Michael Schumacher:John Clellon Holmes, the novelist and essayist and close friend of Jack Kerouac, probably gave me the best definition of "beat" I've ever heard. "Beat", he told me "is when you've sunk so low that you're willing to wager all your resources on a single number." This was what Kerouac meant when he first talked about a "Beat Generation" in a conversation he had with Holmes in 1948. Kerouac refined the definition to include "beatific" - angelic in a way. Herbert Huncke, the Times Square hustler Kerouac and Company met and befriended, meant "beat" to mean thoroughly tired and wasted. To answer your question, I suppose, "beat," to me means all of the above.
For more of Michael's revealing interview, see here.

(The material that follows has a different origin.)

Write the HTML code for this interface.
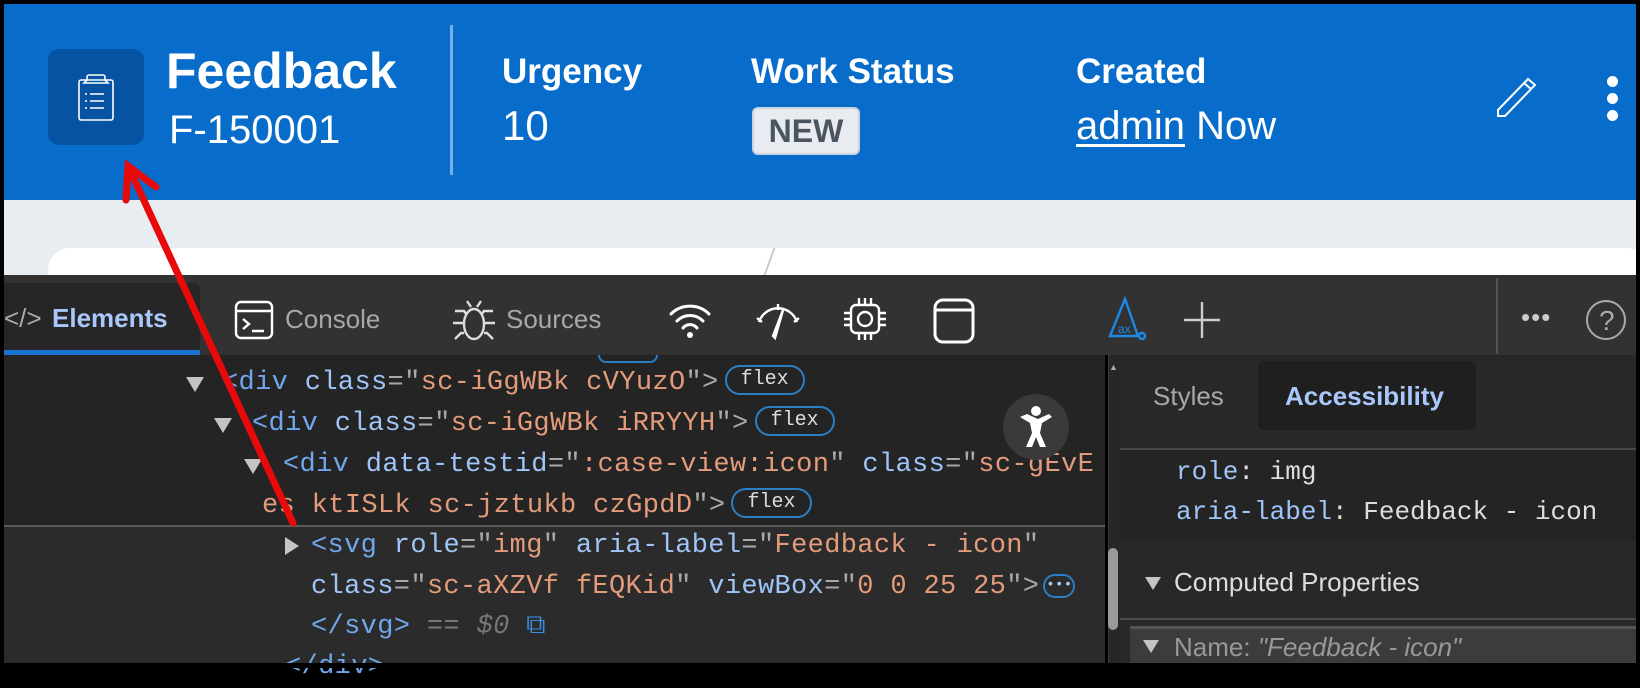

[Allen Ginsberg and Michael Schumacher (via Michael Schumacher Archives/All Rights Reserved)]
Back in 2012 we featured this classic Corso-subverts-a-Ginsberg reading
- David Kirby re-visits and comments on it - here
- and Andrew Epstein comments on David Kirby's comments - here
Great news! - our good friend Colin Still and his exemplary, not to say essential, video/production company, Optic Nerve(named in hommage to the great William Blake, incidentally) has a new web-site. For more information on his continuing on-going energies - see here.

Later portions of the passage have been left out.